__Problem description__
Each line from the beginning of the data below through the line containing "const tagOptions = ['In" should be repeated exactly, please.

__Dataset extract__
------------------------------
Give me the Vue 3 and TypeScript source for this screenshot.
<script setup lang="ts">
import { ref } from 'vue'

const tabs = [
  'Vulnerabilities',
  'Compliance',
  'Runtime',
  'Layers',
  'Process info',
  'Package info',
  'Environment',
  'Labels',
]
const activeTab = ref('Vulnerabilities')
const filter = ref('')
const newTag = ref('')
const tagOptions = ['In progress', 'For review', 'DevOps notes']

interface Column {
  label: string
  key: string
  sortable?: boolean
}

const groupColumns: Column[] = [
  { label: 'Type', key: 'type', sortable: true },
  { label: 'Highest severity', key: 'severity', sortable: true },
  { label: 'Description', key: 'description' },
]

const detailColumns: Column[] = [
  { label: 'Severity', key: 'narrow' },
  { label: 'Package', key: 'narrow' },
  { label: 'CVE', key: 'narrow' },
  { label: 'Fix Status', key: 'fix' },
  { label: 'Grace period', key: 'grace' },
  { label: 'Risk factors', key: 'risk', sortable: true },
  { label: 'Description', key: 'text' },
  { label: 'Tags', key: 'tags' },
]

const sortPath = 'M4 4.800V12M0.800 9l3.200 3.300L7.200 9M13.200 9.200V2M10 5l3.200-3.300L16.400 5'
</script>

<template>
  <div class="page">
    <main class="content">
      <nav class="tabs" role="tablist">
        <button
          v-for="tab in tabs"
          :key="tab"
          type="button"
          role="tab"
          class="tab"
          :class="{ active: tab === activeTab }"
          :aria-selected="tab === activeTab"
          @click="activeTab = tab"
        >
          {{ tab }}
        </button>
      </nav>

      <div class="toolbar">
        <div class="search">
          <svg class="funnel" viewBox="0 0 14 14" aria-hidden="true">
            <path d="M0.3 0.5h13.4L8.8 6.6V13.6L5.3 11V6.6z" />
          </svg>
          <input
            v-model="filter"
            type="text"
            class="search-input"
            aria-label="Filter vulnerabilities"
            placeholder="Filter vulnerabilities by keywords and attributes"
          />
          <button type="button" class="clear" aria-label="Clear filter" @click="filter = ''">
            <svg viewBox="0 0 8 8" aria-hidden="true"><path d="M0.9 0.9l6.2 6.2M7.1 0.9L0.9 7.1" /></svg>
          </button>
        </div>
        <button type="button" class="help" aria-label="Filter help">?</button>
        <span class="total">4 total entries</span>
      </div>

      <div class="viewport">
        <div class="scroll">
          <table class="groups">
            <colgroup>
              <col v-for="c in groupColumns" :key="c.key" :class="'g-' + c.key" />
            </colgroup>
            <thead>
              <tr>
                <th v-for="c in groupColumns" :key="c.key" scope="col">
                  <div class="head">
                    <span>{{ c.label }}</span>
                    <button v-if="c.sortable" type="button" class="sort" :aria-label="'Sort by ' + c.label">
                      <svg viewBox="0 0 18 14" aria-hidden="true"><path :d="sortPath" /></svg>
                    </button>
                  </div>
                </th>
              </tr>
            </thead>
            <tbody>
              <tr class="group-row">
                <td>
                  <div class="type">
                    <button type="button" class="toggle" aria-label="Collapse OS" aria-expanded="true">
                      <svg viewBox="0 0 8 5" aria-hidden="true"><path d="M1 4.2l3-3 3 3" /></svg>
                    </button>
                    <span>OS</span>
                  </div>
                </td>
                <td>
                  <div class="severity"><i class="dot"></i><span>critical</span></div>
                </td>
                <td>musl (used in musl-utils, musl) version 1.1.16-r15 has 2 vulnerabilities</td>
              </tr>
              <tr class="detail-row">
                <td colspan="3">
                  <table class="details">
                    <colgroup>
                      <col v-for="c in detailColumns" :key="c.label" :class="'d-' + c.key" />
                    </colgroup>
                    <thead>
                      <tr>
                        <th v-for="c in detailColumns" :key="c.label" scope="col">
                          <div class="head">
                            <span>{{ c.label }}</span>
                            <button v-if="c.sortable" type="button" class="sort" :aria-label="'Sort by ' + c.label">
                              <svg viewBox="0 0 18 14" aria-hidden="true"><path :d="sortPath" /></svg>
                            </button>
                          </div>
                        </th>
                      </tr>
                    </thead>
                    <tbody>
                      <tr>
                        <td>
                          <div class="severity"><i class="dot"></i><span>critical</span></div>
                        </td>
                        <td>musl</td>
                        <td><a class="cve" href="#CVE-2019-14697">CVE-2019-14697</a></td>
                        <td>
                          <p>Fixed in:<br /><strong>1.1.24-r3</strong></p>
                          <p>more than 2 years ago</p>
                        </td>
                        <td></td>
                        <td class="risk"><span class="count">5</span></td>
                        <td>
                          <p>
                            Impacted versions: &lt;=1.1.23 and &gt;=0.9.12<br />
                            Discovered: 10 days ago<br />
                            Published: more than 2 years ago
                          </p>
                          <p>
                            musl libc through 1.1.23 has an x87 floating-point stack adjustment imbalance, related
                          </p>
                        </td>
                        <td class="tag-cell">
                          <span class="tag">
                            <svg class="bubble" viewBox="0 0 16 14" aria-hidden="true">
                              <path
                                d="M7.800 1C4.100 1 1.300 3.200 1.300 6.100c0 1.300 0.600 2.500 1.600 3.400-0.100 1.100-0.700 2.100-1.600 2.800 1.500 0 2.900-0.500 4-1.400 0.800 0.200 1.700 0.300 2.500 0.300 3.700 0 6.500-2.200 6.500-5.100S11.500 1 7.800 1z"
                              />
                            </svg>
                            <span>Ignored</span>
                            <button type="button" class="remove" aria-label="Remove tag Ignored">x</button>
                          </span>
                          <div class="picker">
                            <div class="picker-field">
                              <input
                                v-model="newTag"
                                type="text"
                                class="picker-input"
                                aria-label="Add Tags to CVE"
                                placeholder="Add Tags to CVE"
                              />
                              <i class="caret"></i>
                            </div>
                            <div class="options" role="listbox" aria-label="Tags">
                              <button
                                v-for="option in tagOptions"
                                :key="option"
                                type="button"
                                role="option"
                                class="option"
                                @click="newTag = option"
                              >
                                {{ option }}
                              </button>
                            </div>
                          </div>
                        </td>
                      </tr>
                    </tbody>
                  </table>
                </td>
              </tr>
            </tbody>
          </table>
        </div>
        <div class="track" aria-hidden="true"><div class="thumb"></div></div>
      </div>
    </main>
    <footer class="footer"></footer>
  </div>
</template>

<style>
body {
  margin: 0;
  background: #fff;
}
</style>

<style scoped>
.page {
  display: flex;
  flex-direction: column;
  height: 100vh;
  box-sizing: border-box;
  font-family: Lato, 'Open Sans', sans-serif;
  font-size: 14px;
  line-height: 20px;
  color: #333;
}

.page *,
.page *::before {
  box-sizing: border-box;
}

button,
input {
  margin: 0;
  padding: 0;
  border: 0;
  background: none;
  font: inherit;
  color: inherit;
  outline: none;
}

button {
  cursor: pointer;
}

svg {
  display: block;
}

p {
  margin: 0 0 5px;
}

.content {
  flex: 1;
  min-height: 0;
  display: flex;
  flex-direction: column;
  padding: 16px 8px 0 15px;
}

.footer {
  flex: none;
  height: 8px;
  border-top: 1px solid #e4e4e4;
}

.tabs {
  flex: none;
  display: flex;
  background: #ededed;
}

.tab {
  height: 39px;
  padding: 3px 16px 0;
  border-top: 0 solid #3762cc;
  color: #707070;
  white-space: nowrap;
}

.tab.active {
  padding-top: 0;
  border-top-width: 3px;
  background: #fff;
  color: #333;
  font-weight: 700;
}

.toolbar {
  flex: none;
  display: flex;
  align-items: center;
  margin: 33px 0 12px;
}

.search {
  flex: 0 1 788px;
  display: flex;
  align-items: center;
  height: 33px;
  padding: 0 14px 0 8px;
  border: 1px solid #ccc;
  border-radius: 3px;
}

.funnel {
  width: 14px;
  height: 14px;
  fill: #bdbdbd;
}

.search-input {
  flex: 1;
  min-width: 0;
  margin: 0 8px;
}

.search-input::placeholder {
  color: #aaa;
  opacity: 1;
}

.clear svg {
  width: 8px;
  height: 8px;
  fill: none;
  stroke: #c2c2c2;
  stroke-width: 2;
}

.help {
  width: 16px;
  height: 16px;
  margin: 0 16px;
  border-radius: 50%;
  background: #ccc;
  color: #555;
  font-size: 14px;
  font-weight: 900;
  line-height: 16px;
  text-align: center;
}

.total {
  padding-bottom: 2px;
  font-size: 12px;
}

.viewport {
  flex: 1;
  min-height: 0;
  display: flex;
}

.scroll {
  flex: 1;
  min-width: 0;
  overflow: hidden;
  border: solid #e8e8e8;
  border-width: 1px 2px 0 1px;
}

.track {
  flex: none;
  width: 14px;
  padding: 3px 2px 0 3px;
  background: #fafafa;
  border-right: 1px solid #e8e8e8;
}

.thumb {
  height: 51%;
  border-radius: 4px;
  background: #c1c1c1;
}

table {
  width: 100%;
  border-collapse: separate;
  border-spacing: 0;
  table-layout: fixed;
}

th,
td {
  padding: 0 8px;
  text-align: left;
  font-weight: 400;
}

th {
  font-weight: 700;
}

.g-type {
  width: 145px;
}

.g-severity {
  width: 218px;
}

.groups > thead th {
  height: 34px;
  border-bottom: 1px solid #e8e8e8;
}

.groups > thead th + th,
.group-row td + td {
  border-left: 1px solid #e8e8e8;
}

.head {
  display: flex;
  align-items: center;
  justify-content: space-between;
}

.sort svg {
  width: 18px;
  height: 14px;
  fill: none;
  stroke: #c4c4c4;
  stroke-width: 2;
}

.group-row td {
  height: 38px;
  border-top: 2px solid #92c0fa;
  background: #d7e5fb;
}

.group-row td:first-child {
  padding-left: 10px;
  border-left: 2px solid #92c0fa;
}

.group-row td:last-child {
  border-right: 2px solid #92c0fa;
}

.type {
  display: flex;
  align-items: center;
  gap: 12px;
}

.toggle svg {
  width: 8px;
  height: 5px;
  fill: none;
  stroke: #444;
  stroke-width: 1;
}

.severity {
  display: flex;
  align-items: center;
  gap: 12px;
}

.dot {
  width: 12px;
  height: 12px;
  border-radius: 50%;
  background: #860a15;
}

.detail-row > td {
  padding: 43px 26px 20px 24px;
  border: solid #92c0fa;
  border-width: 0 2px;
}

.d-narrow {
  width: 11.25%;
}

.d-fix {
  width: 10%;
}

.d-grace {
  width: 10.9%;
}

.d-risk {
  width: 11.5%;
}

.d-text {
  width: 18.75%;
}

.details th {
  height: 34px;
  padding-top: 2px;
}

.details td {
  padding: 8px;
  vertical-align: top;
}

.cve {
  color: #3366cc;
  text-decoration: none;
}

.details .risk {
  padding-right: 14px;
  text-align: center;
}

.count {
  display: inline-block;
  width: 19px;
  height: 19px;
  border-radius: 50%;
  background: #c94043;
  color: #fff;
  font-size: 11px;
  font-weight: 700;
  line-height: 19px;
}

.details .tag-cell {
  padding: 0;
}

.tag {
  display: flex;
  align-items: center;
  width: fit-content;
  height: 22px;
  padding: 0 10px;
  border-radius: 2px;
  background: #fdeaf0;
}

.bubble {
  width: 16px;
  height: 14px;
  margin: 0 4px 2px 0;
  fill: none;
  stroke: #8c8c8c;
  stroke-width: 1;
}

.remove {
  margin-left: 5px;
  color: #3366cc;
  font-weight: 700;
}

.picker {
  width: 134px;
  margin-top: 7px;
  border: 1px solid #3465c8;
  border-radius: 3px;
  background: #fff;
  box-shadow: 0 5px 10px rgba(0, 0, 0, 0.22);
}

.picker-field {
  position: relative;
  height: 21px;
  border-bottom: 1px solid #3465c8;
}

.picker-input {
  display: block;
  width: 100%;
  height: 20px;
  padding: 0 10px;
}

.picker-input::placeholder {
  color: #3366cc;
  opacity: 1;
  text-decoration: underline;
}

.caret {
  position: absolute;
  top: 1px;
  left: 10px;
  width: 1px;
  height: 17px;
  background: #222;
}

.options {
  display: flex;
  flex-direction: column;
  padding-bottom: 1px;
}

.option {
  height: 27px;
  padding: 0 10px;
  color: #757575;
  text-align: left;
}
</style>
------------------------------
__Result of the exercise__
Give me the Vue 3 and TypeScript source for this screenshot.
<script setup lang="ts">
import { ref } from 'vue'

const tabs = [
  'Vulnerabilities',
  'Compliance',
  'Runtime',
  'Layers',
  'Process info',
  'Package info',
  'Environment',
  'Labels',
]
const activeTab = ref('Vulnerabilities')
const filter = ref('')
const newTag = ref('')
const tagOptions = ['In progress', 'For review', 'DevOps notes']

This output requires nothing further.